Este sistema escolar que a senhora secretária de Estado defende – com os filhos dos outros nas escolas públicas e os nossos numa escola privada por causa de uma circunstância que não suscita polémica como os horários ou a segunda língua – tornou-se em Portugal um mecanismo que não só reproduz como acentua as fragilidades e as vantagens comparativas do meio de origem dos alunos. E foi nesta engrenagem que, qual grão de areia, entraram os contratos de associação.

O que está em causa, o que irrita nos contratos de associação é que milhares de famílias viram naqueles contratos algo em que muitos já desistiram de acreditar na rede pública: a escola enquanto factor de inclusão e ascensão social. Por outras palavras, eles não podem colocar os filhos na Escola Alemã mas também não os querem nas madrassas do senhor Nogueira. Querem apenas, dentro de um reduzido lote de escolas, escolher aquela em que os seus filhos vão fazer a escolaridade obrigatória. Mas o que a senhora secretária de Estado diz é que, além da escolaridade obrigatória, os filhos dos outros, para mais devidamente arrumadinhos socio-geograficamente pelos critérios de matrícula nas escolas públicas (para quando a discussão sobre esses critérios?), têm ainda o dever de frequentar obrigatoriamente as escolas da rede pública.

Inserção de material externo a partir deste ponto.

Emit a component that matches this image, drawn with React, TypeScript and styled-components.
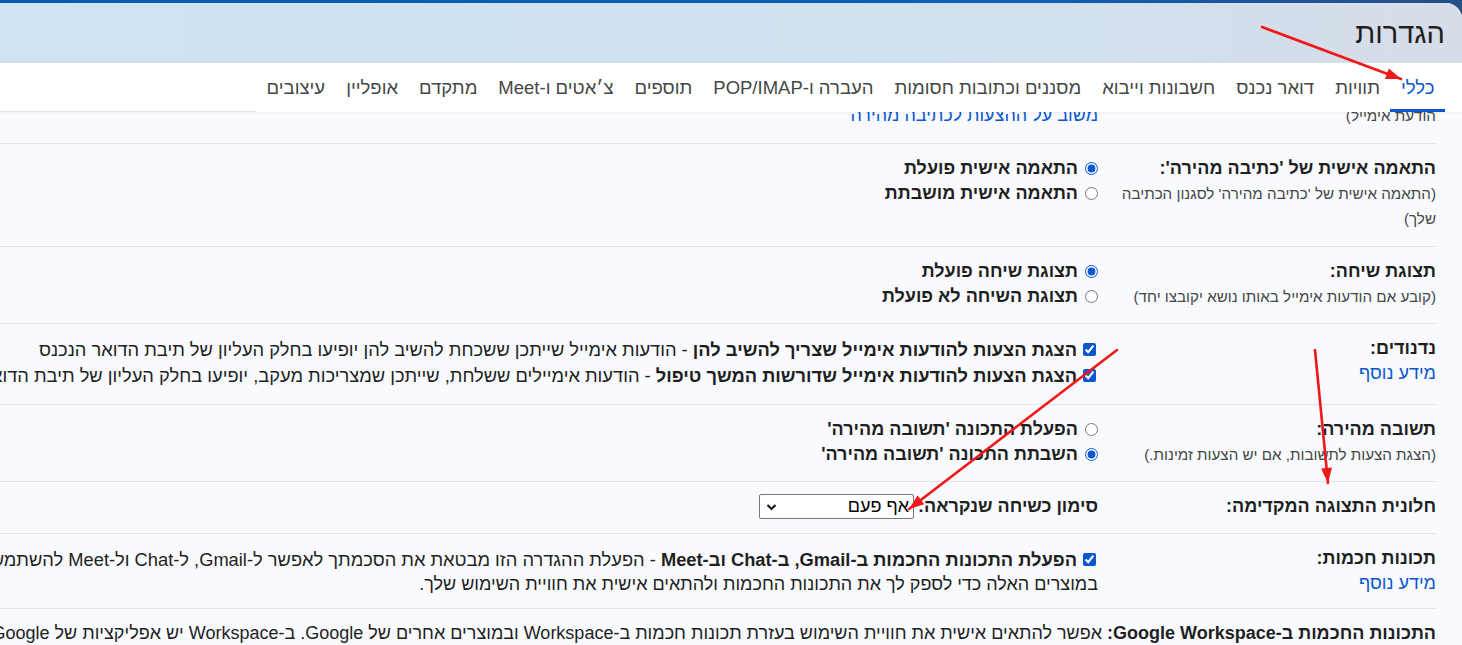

Pois, senhora secretária de Estado, aquelas escolas onde passar de uma má para uma boa é o que de mais difícil existe em Portugal para aquelas famílias que não têm contactos, nem são filhos de alguém…

A defesa da escola pública nos termos em que a secretária de Estado a faz é pura e simplesmente a defesa de uma escola para as élites e outra para os restantes: quem tem dinheiro põe os filhos no privado, no privado sem contratos de associação, aquele em que se paga a mensalidade no fim do mês e ponto final. Como a Escola Alemã. Os outros vão justificar os empregos, a importância, as modas, as verbas e as manias dos donos da 5 de Outubro. Sabe, senhora secretária de Estado, nada é por acaso neste assunto.